Given request: Starting at the first line of the data, print each line verbatim up to and including the line bearing "import clsx from", omitting pictures.

-- BEGIN Supplied information --

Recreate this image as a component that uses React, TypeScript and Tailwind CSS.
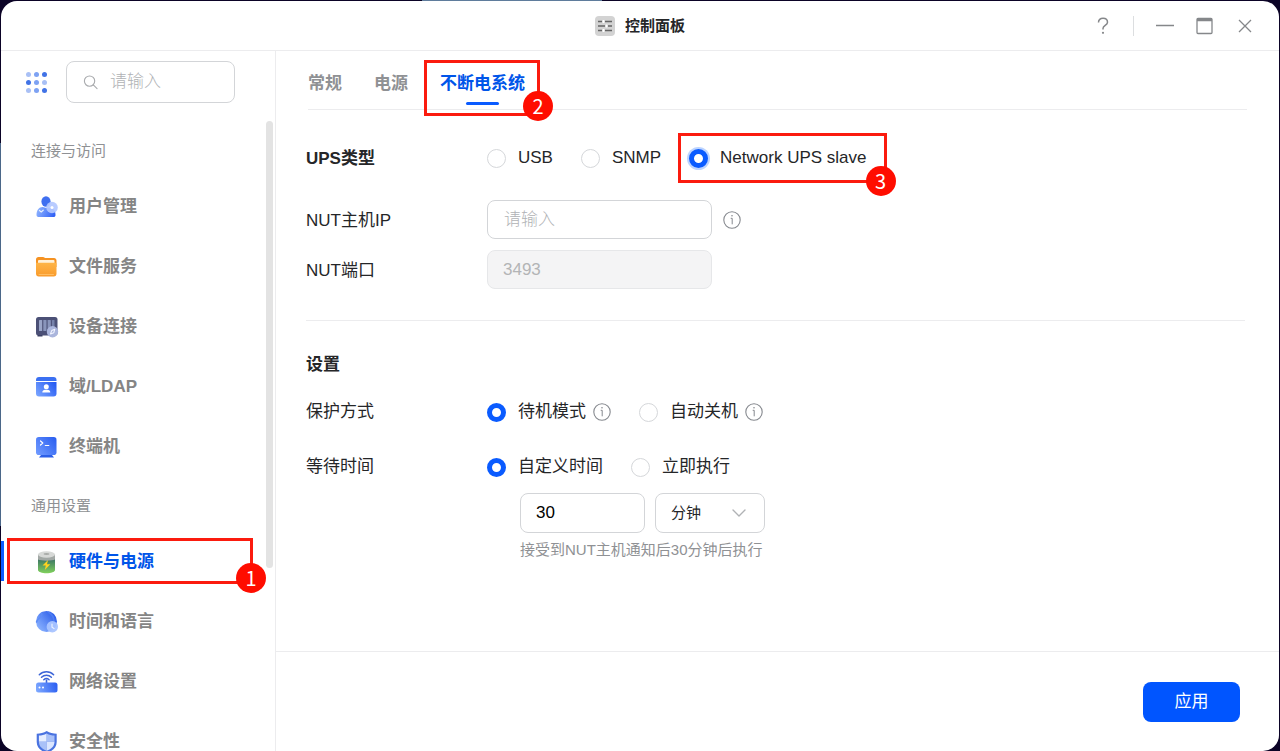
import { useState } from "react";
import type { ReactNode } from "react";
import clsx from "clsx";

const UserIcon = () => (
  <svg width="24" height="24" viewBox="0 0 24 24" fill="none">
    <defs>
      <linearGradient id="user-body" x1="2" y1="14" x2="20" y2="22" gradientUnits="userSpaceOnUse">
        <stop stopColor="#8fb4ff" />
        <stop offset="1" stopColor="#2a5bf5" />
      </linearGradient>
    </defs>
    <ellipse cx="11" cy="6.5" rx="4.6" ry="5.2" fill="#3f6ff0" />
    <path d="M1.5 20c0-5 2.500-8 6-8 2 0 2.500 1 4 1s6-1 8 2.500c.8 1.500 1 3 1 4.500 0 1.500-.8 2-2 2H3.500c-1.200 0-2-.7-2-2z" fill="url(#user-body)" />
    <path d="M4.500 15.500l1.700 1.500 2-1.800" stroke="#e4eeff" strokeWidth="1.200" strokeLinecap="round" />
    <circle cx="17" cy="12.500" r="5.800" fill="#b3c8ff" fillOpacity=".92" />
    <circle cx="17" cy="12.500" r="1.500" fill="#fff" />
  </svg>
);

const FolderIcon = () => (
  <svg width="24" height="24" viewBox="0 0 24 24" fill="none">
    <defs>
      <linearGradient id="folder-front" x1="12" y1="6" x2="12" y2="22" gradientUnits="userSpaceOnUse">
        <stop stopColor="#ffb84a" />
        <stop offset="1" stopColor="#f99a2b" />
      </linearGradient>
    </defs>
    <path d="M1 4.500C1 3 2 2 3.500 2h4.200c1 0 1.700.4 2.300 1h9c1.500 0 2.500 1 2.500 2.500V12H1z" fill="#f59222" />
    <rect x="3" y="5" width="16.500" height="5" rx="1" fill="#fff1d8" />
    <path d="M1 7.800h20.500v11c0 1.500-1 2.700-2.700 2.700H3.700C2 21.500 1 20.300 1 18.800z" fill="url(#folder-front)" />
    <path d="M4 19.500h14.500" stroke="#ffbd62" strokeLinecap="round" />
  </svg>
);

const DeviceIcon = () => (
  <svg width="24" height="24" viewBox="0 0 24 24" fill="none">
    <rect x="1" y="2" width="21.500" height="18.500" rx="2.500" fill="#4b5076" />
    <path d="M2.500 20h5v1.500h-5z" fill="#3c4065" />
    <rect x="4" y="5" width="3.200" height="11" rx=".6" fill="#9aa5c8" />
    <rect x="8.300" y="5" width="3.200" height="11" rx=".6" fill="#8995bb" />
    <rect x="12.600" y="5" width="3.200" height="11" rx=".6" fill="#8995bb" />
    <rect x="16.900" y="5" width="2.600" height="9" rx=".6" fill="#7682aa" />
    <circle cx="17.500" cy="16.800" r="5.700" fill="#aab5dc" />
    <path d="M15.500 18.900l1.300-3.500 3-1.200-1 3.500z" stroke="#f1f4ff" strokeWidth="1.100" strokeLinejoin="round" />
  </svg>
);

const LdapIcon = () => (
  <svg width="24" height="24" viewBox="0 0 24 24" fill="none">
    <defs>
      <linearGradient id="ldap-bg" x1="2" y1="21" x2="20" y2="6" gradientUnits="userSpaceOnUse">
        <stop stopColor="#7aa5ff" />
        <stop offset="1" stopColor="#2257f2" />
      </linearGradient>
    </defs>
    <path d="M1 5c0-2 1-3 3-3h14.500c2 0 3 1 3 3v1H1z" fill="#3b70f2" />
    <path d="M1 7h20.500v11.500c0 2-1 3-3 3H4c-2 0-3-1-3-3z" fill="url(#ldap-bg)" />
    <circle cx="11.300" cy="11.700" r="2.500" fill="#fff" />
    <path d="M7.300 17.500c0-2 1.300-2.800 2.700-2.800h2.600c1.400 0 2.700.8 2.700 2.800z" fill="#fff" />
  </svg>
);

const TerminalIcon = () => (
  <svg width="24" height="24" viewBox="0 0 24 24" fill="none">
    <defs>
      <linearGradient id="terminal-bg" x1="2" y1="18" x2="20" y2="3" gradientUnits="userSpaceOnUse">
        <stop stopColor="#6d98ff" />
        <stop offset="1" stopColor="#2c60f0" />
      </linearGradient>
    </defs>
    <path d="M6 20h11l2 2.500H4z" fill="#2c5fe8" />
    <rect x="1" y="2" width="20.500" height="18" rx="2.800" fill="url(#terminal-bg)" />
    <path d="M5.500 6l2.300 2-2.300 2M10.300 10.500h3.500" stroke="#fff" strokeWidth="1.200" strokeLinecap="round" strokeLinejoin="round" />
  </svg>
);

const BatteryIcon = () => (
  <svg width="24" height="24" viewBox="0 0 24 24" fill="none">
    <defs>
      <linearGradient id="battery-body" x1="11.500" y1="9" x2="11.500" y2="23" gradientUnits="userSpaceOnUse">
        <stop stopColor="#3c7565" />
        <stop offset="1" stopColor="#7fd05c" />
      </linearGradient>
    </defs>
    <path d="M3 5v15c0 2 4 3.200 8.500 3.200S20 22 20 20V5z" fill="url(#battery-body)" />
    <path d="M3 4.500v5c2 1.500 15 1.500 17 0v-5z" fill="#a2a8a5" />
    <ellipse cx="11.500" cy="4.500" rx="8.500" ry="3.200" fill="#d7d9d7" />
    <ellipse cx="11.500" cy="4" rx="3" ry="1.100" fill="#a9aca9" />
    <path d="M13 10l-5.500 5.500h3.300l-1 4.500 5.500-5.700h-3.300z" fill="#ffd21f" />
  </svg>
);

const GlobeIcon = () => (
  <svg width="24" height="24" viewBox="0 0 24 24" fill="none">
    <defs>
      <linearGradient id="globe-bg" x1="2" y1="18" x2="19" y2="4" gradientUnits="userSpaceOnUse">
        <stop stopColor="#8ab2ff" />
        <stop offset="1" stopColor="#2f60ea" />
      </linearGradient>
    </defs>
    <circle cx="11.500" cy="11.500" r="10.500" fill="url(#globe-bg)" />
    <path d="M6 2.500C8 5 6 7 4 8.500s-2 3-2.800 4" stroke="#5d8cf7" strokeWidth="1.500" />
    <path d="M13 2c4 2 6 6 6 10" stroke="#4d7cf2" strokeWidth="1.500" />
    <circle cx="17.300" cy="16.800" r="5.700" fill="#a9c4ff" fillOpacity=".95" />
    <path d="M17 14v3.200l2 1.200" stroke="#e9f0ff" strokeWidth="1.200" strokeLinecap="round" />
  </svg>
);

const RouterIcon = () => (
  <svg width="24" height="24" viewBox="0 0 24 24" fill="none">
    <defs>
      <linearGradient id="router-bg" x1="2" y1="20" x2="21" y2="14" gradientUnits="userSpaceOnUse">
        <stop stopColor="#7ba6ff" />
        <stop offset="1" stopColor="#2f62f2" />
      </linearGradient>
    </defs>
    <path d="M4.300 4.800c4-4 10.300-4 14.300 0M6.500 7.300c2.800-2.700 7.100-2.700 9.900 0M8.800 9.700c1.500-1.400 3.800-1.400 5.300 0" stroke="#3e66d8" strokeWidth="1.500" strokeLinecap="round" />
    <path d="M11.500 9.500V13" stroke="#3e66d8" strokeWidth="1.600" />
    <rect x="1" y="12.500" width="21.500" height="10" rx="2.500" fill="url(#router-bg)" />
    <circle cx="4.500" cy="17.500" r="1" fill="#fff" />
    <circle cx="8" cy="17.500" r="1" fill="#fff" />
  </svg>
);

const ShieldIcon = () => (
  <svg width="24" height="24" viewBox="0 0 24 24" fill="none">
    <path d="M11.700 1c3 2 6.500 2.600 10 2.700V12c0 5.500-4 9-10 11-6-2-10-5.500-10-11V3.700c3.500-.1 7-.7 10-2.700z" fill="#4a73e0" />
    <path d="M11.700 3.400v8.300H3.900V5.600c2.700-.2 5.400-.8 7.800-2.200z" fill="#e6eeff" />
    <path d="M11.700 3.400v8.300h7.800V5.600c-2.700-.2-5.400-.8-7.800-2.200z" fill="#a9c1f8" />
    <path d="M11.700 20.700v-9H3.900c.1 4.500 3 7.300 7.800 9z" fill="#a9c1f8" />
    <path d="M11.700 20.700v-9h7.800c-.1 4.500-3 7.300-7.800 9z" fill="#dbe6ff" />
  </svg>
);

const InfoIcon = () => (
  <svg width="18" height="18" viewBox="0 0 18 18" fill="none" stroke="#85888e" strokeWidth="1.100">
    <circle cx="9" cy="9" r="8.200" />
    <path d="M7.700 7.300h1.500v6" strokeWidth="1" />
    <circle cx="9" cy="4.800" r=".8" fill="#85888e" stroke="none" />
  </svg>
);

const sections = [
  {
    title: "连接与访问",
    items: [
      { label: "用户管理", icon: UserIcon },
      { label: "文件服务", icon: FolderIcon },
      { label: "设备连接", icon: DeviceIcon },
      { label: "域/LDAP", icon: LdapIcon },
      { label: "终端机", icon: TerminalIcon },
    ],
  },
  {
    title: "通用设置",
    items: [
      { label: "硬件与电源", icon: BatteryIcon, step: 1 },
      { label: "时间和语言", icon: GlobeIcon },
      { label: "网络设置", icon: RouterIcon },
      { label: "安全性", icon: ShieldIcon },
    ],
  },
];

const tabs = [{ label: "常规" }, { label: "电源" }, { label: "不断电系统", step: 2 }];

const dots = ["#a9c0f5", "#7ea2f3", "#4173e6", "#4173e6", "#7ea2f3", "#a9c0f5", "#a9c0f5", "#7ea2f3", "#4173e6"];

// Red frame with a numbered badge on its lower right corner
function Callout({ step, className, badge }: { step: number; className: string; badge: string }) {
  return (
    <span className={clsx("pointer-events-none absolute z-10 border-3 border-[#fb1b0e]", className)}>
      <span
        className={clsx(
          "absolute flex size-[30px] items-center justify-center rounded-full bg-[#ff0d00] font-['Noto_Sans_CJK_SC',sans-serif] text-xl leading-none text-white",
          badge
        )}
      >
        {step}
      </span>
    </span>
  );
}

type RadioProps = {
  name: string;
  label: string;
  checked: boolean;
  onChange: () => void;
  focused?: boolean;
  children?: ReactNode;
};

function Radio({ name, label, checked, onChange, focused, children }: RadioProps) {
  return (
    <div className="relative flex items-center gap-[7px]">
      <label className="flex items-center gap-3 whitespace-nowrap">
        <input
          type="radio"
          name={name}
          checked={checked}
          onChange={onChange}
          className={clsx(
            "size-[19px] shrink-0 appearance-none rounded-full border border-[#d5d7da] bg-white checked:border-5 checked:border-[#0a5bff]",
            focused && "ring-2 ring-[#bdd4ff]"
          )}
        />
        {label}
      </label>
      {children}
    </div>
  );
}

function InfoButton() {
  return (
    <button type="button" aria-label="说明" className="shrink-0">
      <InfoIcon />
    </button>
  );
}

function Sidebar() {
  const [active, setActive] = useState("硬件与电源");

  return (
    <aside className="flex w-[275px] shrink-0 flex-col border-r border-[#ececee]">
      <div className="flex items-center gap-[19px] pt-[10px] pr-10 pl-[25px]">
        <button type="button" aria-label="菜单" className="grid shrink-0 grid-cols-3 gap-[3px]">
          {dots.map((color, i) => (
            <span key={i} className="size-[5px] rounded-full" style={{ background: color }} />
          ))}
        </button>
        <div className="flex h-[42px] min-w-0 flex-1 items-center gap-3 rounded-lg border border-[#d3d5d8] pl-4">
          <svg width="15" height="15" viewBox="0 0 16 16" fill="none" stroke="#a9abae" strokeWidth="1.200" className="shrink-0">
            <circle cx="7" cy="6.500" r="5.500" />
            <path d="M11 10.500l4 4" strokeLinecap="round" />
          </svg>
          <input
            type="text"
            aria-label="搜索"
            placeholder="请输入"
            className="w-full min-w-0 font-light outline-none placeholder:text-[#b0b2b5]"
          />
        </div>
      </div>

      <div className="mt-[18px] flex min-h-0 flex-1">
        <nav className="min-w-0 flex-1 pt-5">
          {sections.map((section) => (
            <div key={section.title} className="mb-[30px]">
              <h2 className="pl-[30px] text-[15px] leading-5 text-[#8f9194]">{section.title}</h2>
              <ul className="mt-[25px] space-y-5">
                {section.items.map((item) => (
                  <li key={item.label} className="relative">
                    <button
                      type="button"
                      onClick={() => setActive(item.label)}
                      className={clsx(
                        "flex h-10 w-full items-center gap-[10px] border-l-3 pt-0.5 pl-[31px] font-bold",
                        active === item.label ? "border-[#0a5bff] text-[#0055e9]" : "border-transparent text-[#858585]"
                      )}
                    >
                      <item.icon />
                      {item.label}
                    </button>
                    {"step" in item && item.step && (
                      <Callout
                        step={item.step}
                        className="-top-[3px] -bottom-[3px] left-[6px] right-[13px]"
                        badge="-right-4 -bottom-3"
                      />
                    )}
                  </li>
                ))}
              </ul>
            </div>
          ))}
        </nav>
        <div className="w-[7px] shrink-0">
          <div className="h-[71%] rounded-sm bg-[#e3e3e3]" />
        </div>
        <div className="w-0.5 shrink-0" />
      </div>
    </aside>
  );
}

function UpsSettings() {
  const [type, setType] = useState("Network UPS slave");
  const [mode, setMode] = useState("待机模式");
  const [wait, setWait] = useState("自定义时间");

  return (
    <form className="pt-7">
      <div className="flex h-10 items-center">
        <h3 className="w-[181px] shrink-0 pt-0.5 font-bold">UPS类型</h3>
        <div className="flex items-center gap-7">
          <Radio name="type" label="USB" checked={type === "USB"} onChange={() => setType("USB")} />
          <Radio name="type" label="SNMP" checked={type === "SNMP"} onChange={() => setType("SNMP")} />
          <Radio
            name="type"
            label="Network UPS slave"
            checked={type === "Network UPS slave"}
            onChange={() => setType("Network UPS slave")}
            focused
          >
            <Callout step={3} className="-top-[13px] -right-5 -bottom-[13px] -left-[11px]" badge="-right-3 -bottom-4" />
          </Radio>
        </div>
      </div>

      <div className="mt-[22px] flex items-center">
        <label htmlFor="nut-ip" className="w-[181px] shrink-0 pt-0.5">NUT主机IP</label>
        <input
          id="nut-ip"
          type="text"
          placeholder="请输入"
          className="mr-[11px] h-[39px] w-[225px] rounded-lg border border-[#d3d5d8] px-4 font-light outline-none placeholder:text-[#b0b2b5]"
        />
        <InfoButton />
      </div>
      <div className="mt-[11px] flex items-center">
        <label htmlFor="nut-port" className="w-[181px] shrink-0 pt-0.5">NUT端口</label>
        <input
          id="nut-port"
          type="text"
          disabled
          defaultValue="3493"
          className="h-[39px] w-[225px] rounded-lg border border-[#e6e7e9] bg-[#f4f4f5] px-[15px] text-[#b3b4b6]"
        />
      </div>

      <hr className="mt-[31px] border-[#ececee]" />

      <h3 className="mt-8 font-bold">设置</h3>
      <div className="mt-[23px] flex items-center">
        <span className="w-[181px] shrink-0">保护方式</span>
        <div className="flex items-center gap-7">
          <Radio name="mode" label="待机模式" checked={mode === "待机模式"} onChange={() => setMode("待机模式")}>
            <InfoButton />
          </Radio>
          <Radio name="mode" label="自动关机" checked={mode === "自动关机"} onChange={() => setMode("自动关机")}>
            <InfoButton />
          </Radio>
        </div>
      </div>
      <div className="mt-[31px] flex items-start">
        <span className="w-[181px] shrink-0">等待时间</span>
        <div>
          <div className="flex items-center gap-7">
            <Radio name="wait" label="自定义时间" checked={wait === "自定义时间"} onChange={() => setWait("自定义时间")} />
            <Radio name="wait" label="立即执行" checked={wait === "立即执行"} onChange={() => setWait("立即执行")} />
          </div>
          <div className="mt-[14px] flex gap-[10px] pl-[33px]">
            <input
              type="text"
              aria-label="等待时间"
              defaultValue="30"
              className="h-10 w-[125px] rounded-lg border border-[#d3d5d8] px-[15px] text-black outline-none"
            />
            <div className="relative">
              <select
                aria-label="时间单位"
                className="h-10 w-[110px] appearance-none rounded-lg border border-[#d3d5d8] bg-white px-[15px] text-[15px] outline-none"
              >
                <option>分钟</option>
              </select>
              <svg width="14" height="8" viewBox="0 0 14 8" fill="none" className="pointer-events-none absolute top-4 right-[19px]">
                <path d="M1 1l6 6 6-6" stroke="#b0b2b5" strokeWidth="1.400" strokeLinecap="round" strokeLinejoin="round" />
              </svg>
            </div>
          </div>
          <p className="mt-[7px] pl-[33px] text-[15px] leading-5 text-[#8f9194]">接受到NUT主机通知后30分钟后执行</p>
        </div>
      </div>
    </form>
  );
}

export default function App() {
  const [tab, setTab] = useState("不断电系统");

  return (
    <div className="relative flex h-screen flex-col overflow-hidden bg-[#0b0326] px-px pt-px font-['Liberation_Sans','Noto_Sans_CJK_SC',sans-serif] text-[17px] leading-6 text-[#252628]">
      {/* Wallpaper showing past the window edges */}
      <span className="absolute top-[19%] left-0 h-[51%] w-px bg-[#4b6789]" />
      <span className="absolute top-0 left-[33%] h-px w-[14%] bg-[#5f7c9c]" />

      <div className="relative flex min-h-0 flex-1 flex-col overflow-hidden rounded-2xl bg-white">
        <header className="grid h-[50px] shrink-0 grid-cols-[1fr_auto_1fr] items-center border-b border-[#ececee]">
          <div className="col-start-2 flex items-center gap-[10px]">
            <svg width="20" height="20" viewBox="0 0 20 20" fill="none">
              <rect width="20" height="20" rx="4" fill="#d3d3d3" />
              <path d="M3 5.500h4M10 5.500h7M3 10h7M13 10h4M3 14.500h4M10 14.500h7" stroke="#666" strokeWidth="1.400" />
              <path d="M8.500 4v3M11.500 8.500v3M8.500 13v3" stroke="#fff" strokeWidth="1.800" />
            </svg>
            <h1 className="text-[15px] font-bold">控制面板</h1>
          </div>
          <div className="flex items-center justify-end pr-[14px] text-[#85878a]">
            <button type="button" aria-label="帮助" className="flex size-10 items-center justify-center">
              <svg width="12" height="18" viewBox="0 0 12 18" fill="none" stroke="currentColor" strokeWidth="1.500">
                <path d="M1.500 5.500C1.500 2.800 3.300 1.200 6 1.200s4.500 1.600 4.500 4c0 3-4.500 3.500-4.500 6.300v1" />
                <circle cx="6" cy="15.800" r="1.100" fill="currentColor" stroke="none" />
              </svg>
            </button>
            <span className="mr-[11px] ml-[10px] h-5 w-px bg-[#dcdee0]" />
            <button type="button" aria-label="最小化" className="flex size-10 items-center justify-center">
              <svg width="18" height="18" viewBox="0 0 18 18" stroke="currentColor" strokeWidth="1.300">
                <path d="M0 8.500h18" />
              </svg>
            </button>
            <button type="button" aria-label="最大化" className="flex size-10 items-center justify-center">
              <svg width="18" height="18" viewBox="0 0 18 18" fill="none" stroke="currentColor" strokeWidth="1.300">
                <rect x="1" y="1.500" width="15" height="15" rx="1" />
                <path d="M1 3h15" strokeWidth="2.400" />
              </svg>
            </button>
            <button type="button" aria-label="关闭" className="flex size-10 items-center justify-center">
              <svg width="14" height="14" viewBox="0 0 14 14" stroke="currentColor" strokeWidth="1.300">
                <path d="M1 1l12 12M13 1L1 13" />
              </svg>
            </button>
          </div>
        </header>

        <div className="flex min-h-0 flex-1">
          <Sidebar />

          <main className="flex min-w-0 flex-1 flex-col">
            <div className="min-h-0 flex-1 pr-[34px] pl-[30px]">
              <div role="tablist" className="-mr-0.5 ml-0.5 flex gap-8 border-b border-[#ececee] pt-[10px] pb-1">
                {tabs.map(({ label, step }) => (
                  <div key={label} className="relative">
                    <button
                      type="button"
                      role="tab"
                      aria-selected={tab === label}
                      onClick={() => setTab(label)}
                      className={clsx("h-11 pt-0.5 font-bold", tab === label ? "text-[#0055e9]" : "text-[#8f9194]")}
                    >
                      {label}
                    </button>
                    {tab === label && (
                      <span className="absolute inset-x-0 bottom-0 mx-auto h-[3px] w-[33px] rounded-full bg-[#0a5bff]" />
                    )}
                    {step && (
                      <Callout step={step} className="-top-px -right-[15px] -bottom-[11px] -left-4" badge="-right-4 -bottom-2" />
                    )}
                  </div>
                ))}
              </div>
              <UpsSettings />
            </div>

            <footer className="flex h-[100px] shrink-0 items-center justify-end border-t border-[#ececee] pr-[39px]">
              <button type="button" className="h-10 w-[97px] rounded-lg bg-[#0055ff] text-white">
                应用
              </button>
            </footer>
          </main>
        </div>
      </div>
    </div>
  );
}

-- END Supplied information --

Response for this exercise:
Recreate this image as a component that uses React, TypeScript and Tailwind CSS.
import { useState } from "react";
import type { ReactNode } from "react";
import clsx from "clsx";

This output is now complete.